Yazın yaşanan istilânın sona erdiği yorgun Çeşme, bu yıl dördüncü kez Uluslararası Klasik Müzik Akademisi ve Festivali’ne ev sahipliği yapıyor. Eylül’le birlikte başlayan ve ayın 12’sine kadar sürecek olan organizasyon, ustalık sınıfları ve konserler aracılığıyla, Gülşen Tatu (flüt), Lukas David (keman), Nikolaus Trieb (viyolonsel) gibi klasik müzik sanatçılarını müzik öğrencileriyle ve izleyicilerle buluşturuyor.

Bugün üçüncüsü açılacak olan, Sığacık’ta (Seferihisar) düzenlenecek Sanatta Görünürlük Festivali (SGF) ise, “bak-IŞ” temasına odaklanarak çağdaş dans ve performans ağırlıklı bir program sunuyor. SGF İzmir, bu yıl Sofia Underground Performance Art Festival işbirliğiyle bir misafir sanatçı programına ev sahipliği yapacak. Gönüllülük esasıyla hareket eden inisiyatifin tüm etkinliklerine katılım ücretsiz ve şehir merkezinden servis imkanı bulunuyor.

Dikkat çeken etkinliklerden biri de, İstanbul merkezli video sanatçısı Ali Kazma ve Slovenyalı sanatçı ikilisi Plateauresidue’nun çalışmalarının yer alacağı, “Bağışla Beni, Daha Yüksek Sesle Konuşamam” adlı sergi. Eski Austro-Türk Tütün Deposu’nda 15 Eylül’de açılıp 30 Eylül’e kadar izlenebilecek olan sergiyi bu yıl İzmir’de, kâr amacı gütmeyen bir video ve film gösterim oluşumu olarak kurulan Monitor düzenliyor. Güncel sanatla ilgilenenler, bu yeni oluşumun faaliyetlerini takip etmek isteyebilir.

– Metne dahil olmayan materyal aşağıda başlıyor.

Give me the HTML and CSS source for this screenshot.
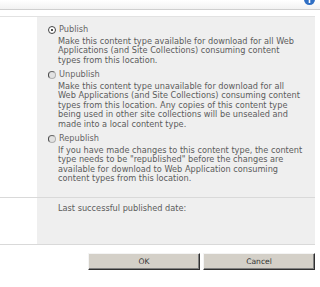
FILE: index.html
```html
<!DOCTYPE html>
<html lang="en">
<head>
    <meta charset="UTF-8">
    <title>Content Type Publishing</title>
    <link rel="stylesheet" href="styles.css">
</head>
<body>
    <div class="topbar">
        <svg class="info-icon" width="11" height="11" viewBox="0 0 11 11">
            <circle cx="5.5" cy="5.5" r="5.5" fill="#2f6fc4"/>
            <rect x="4.7" y="5" width="1.6" height="4" fill="#fff"/>
        </svg>
    </div>

    <div class="form">
        <div class="section">
            <div class="section-label"></div>
            <div class="section-body options">
                <div class="option">
                    <label class="option-title"><span class="radio checked"></span>Publish</label>
                    <p class="option-desc">Make this content type available for download for all Web Applications (and Site Collections) consuming content types from this location.</p>
                </div>
                <div class="option">
                    <label class="option-title"><span class="radio"></span>Unpublish</label>
                    <p class="option-desc">Make this content type unavailable for download for all Web Applications (and Site Collections) consuming content types from this location. Any copies of this content type being used in other site collections will be unsealed and made into a local content type.</p>
                </div>
                <div class="option">
                    <label class="option-title"><span class="radio"></span>Republish</label>
                    <p class="option-desc">If you have made changes to this content type, the content type needs to be "republished" before the changes are available for download to Web Application consuming content types from this location.</p>
                </div>
            </div>
        </div>
        <div class="section">
            <div class="section-label"></div>
            <div class="section-body last-date">Last successful published date:</div>
        </div>
    </div>

    <div class="buttons">
        <button class="btn">OK</button>
        <button class="btn">Cancel</button>
    </div>
</body>
</html>
```

FILE: styles.css
```css
body {
    margin: 0;
    padding: 0;
    width: 320px;
    background: #fff;
    font-family: "DejaVu Sans", Verdana, sans-serif;
    font-size: 8.2px;
    color: #5c5c5c;
}
.topbar {
    position: relative;
    height: 9px;
    background: linear-gradient(#ffffff, #f2f2f2);
    border-bottom: 1px solid #cfcfcf;
    margin-bottom: 6px;
}
.info-icon {
    position: absolute;
    right: 5px;
    top: -6px;
}
.form {
    width: 315px;
    border-top: 1px solid #e2e2e2;
}
.section {
    display: flex;
    border-bottom: 1px solid #d9d9d9;
}
.section-label {
    width: 37px;
    flex-shrink: 0;
}
.section-body {
    flex: 1;
    background: #efefef;
}
.options {
    padding: 8px 11px 13px 11px;
}
.option + .option {
    margin-top: 5px;
}
.option-title {
    display: flex;
    align-items: center;
    line-height: 9.5px;
    color: #666;
}
.radio {
    width: 6px;
    height: 6px;
    border-radius: 50%;
    border: 1px solid #b0b0b0;
    border-left-color: #444;
    border-top-color: #666;
    background: #e2e2e2;
    margin-right: 3px;
    position: relative;
}
.radio.checked {
    border-color: #444;
    background: #fff;
}
.radio.checked::after {
    content: "";
    position: absolute;
    left: 2px;
    top: 2px;
    width: 2px;
    height: 2px;
    border-radius: 50%;
    background: #111;
}
.option-desc {
    margin: 2px 0 0 10px;
    line-height: 9.5px;
}
.last-date {
    height: 46px;
    box-sizing: border-box;
    padding: 6px 10px 0 21px;
    line-height: 9.5px;
}
.buttons {
    display: flex;
    justify-content: flex-end;
    gap: 3px;
    width: 315px;
    margin-top: 8px;
}
.btn {
    width: 112px;
    height: 17px;
    padding: 0;
    background: #d4d0c8;
    border: 1px solid;
    border-color: #f4f4f4 #303030 #303030 #f4f4f4;
    box-shadow: inset -1px -1px 0 #808080;
    font-family: "DejaVu Sans", Verdana, sans-serif;
    font-size: 7.6px;
    color: #333;
}
```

Yine eski Austro-Türk Tütün Deposu, Lokall İzmir Kent Rehberi’nin, destekçileri ile birlikte 15-30 Eylül’de gerçekleştireceği GLOBLOKAL adlı sergi ve konser etkinliğine ev sahipliği yapacak.

Galeri A ise, sezonu “Benden Sonra Mutluluk” ile açıyor. Özdemir Asaf’ın şiirlerinden oluşmuş bir seçki, Gaye Petek tarafından ilk kez Fransızca’ya çevrilip ressam ve heykeltıraş İsmail Yıldırım’ın illüstrasyonlarıyla Fransa’da basılmış. Galeri A, 6 Ekim’e kadar, şairin yaşam ve eserleriyle ilgili görseller ve ses kayıtları ile Yıldırım’ın, çeviri kitabında yer alan desenlerini sergileyecek. Açılışta (18 Eylül), çevirmen Gaye Petek ve tiyatro sanatçısı Bilgehan Oğuz tarafından Türkçe ve Fransızca şiir okumaları, şairin yakınlarının katılımıyla yaşamı ve eserlerine ilişkin sohbetler, Yıldırım tarafından kitapta yer alan desenler üzerine açıklamalar yapılacak.

İzmir’de sanatın farklı disiplinlerinde giderek daha fazla üretim, daha çok buluşma gerçekleşiyor olması sevindirici. Özellikle genç sanatçı, düzenleyici ve küratörlerin vizyonuyla hayata geçirilen faaliyetler, kentin dinamizmini arttırıyor.